Early History of the Old Dispensary
The Old Dispensary gained its name because it long housed a dispensary on the ground floor, with a pharmacy and resident doctor. Its construction was originally commissioned by Sir Tharia Topan, who in his prime had dominated commerce in Zanzibar. The foundation stone of the “Tharia Topan Jubilee Hospital” was laid on 8th July 1885, but Sir Tharia died in India in 1891, causing an interruption to the construction. His widow decided to resume the works but her budget was exhausted in 1893 before completion of the building. Yet, the workmanship was excellent, as acknowledged by Fredrick Pordage, the consulting engineer of the British Consul who eventually saw the building through to completion in early 1894.
In 1900, it was bought by the estate of Nasser Nur Mahomed with the intention to use it as a charitable institution. Nur Mohamed’s trustees set up a dispensary on the ground floor of the building, and subdivided the upper two floors into apartments. This mixed use of the building continued until the revolution in 1964, when the occupants fled the island and the dispensary fell into disuse. As with most structures in Zanzibar, the Old Dispensary passed into government ownership and control.

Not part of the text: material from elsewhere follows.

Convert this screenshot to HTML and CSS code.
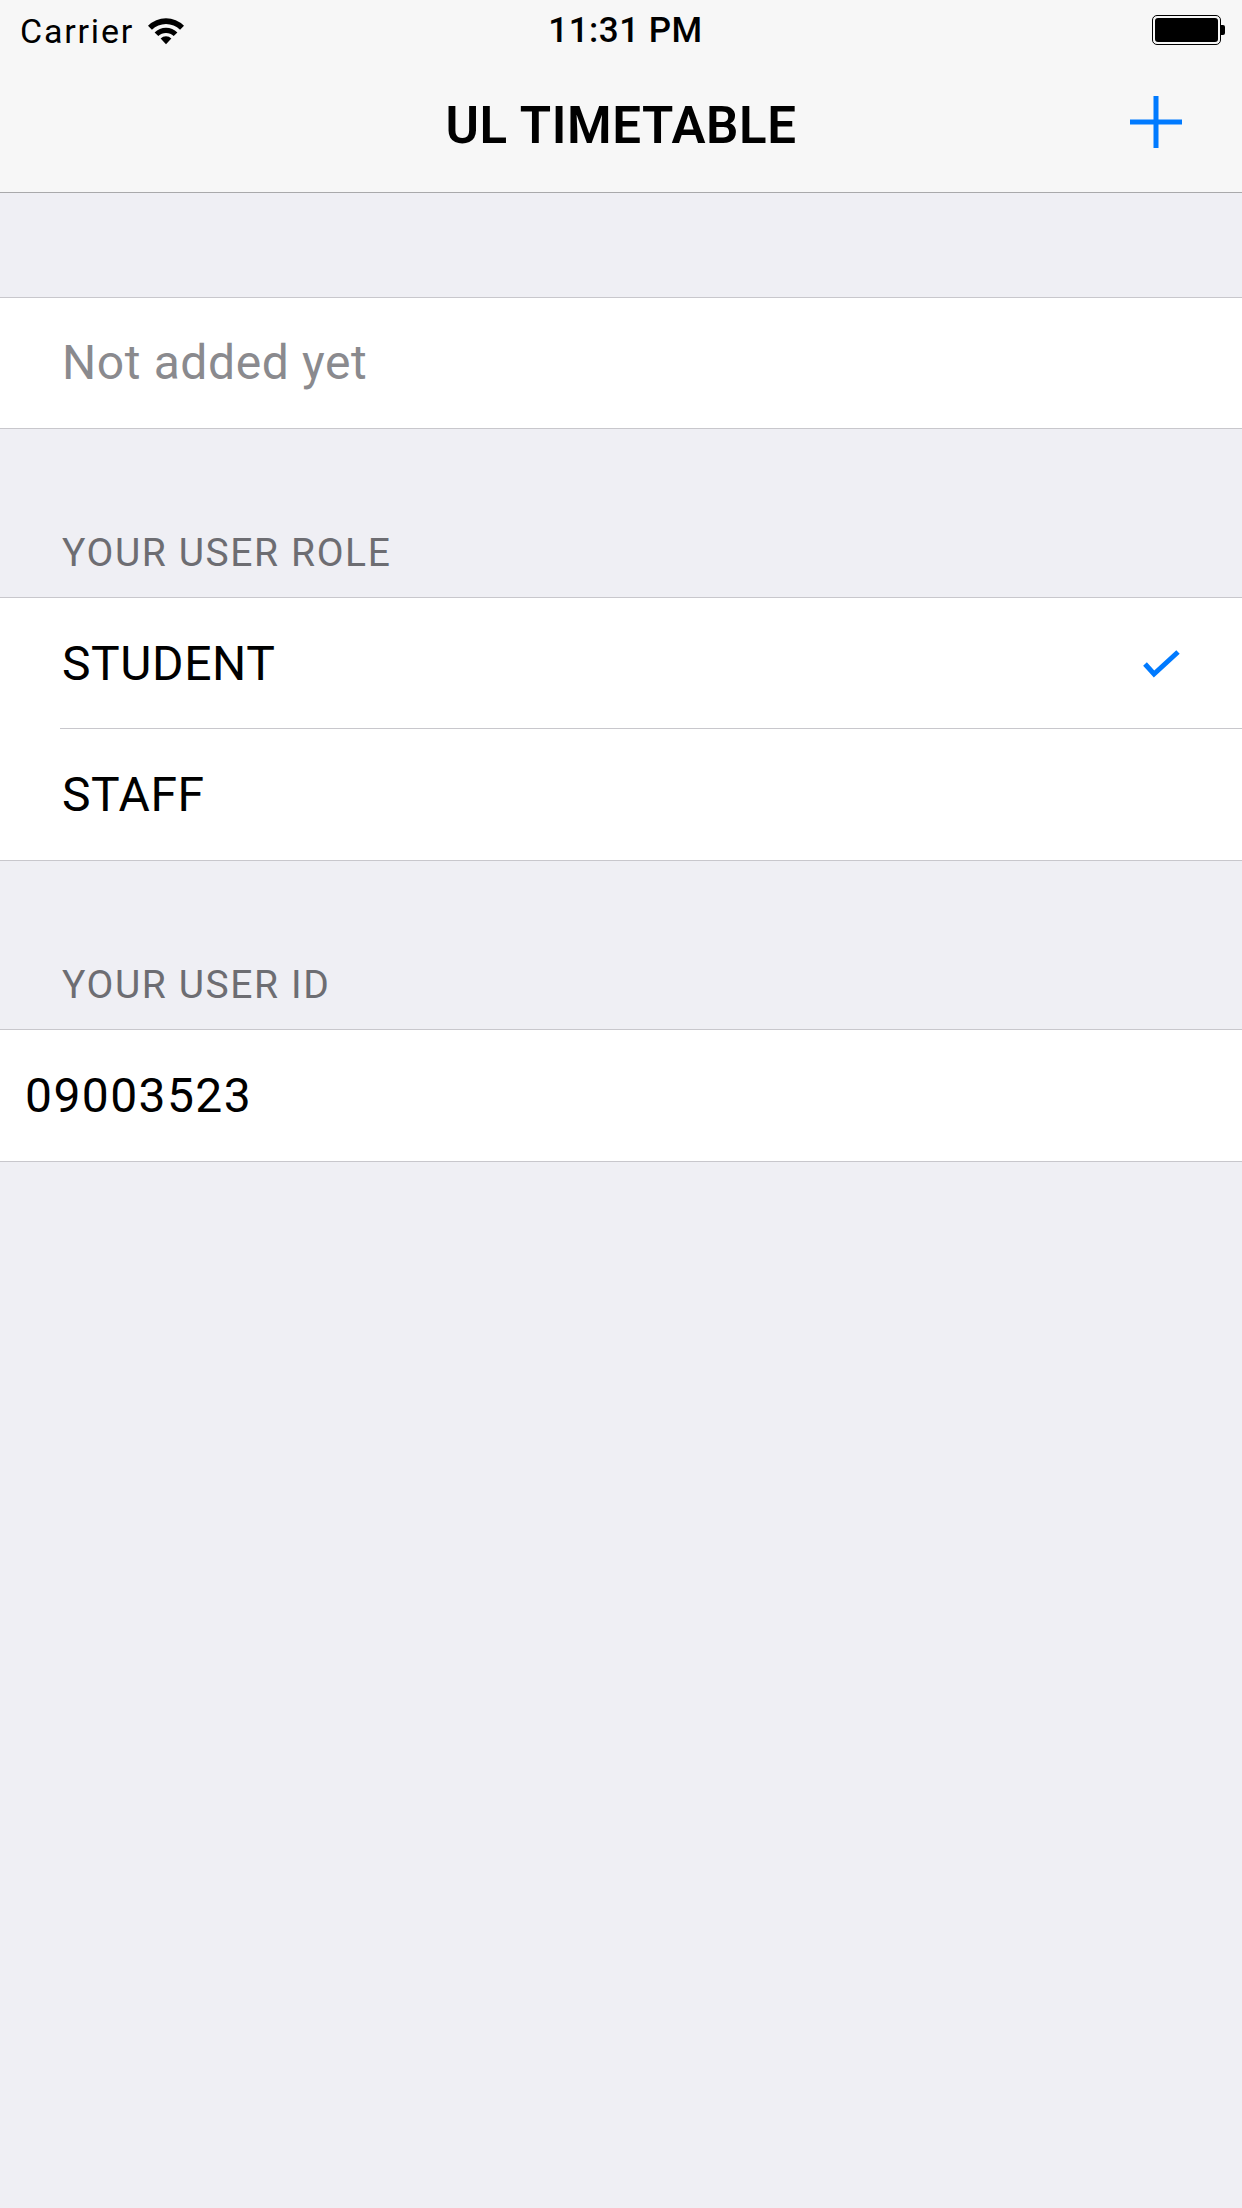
FILE: index.html
```html
<!DOCTYPE html>
<html>
<head>
<meta charset="utf-8">
<link rel="stylesheet" href="styles.css">
</head>
<body>
<div class="top">
  <div class="status">
    <div class="status-left">
      <span class="carrier">Carrier</span>
      <svg class="wifi" width="36" height="27" viewBox="0 0 38 28">
        <path d="M0,7.9 A27,27 0 0 1 38,7.9 L33.85,12.15 A21,21 0 0 0 4.15,12.15 Z"/>
        <path d="M6.98,14.98 A17,17 0 0 1 31.02,14.98 L27.13,18.87 A11.5,11.5 0 0 0 10.87,18.87 Z"/>
        <path d="M19,27.5 L13.34,21.34 A8,8 0 0 1 24.66,21.34 Z"/>
      </svg>
    </div>
    <div class="time">11:31 PM</div>
    <div class="status-right">
      <div class="battery"><div class="battery-fill"></div></div>
      <div class="battery-nub"></div>
    </div>
  </div>
  <div class="nav">
    <div class="nav-title">UL TIMETABLE</div>
    <svg class="plus" width="52" height="52" viewBox="0 0 52 52">
      <rect x="23.5" y="0" width="5" height="52"/>
      <rect x="0" y="23.5" width="52" height="5"/>
    </svg>
  </div>
</div>

<div class="spacer-top"></div>
<div class="group">
  <div class="cell placeholder">Not added yet</div>
</div>

<div class="header"><span>YOUR USER ROLE</span></div>
<div class="group">
  <div class="cell row-sep">
    <span>STUDENT</span>
    <svg class="check" width="40" height="30" viewBox="0 0 40 30">
      <path d="M3,15 L12,25 L36,3" fill="none" stroke="#007aff" stroke-width="5"/>
    </svg>
  </div>
  <div class="cell">STAFF</div>
</div>

<div class="header"><span>YOUR USER ID</span></div>
<div class="group">
  <div class="cell idcell">09003523</div>
</div>
</body>
</html>
```

FILE: styles.css
```css
* { box-sizing: border-box; }
html, body {
  margin: 0;
  padding: 0;
}
body {
  width: 1242px;
  min-height: 2208px;
  background: #efeff4;
  font-family: Roboto, "Liberation Sans", sans-serif;
  color: #000;
}
.top {
  background: #f7f7f7;
  border-bottom: 1px solid #a9a9ab;
}
.status {
  height: 60px;
  display: flex;
  align-items: center;
  justify-content: space-between;
  padding: 0 17px 0 20px;
  position: relative;
}
.status-left {
  display: flex;
  align-items: center;
  gap: 14px;
  width: 300px;
}
.carrier {
  font-size: 34px;
  line-height: 60px;
  letter-spacing: 1.8px;
  padding-top: 2px;
}
.wifi {
  fill: #000;
  margin-top: 2px;
}
.time {
  font-size: 35px;
  font-weight: 500;
  line-height: 60px;
  padding-top: 2px;
  margin-left: 6px;
  letter-spacing: 0.5px;
}
.status-right {
  width: 300px;
  display: flex;
  justify-content: flex-end;
  align-items: center;
}
.battery {
  width: 69px;
  height: 30px;
  border: 1.5px solid #000;
  border-radius: 5px;
  padding: 2px;
}
.battery-fill {
  width: 100%;
  height: 100%;
  background: #000;
  border-radius: 3px;
}
.battery-nub {
  width: 4px;
  height: 10px;
  background: #000;
  border-radius: 0 2px 2px 0;
}
.nav {
  height: 132px;
  display: flex;
  align-items: center;
  justify-content: center;
  position: relative;
}
.nav-title {
  font-size: 51px;
  font-weight: 600;
  line-height: 132px;
  letter-spacing: 0.6px;
}
.plus {
  position: absolute;
  right: 60px;
  top: 36px;
  fill: #007aff;
}
.spacer-top {
  height: 104px;
}
.group {
  background: #fff;
  border-top: 1px solid #c8c7cc;
  border-bottom: 1px solid #c8c7cc;
}
.cell {
  height: 131px;
  line-height: 131px;
  font-size: 48px;
  letter-spacing: 0.6px;
  padding-left: 62px;
  padding-right: 62px;
  display: flex;
  align-items: center;
  justify-content: space-between;
  position: relative;
}
.cell span { line-height: 131px; }
.row-sep::after {
  content: "";
  position: absolute;
  left: 60px;
  right: 0;
  bottom: 0;
  height: 1px;
  background: #c8c7cc;
}
.placeholder {
  color: #8a8a8e;
  height: 130px;
  line-height: 130px;
}
.check {
  margin-right: -2px;
}
.idcell {
  padding-left: 25px;
  letter-spacing: 1.4px;
}
.header {
  height: 168px;
  display: flex;
  align-items: flex-end;
  padding-left: 62px;
  padding-bottom: 24px;
  font-size: 39px;
  line-height: 39px;
  color: #6d6d72;
  letter-spacing: 1.6px;
}
```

A change in government policies in 1985 paved the way for a more liberal economic development strategy for Zanzibar, and at the same time raised questions about the maintenance of state-owned building stock in the Stone Town – much of it of considerable historic value. In October 1990, the Aga Khan Trust for Culture, through its local operating entity (Aga Khan Cultural Services – Zanzibar) leased the Old Dispensary from the government in order to restore this major landmark to it’s former splendour. After an initial phase of research, recording and design, the construction contract for the restoration was signed in April 1994, exactly one hundred years after its first completion.
From the Old Dispensary to the Stone Town Cultural Centre
Although work that was undertaken on the Old Dispensary is often referred to as a restoration project, it should more accurately be viewed as one of conservation. The historic fabric of the building had to be respected and materials used in the works had to correspond or be compatible with the original ones.
Since its inauguration over a century ago, the Old Dispensary has been hailed as a symbol of multi-cultural Zanzibari architecture. It’s design, rich decoration and its construction techniques are of exceptional quality. The Stone Town Cultural Centre succeeds in retaining and protecting these characteristics, whilst being a blueprint for the conservation of Stone Town’s rich heritage.
It now plays host to various important cultural events and houses a restaurant and exclusive shops and offices. All visitors to Zanzibar’s Stone Town are urged to visit the Centre – one of Zanzibar’s finest architectural landmarks. It can be found on Zanzibar’s seafront, near the port on Mizingani Road.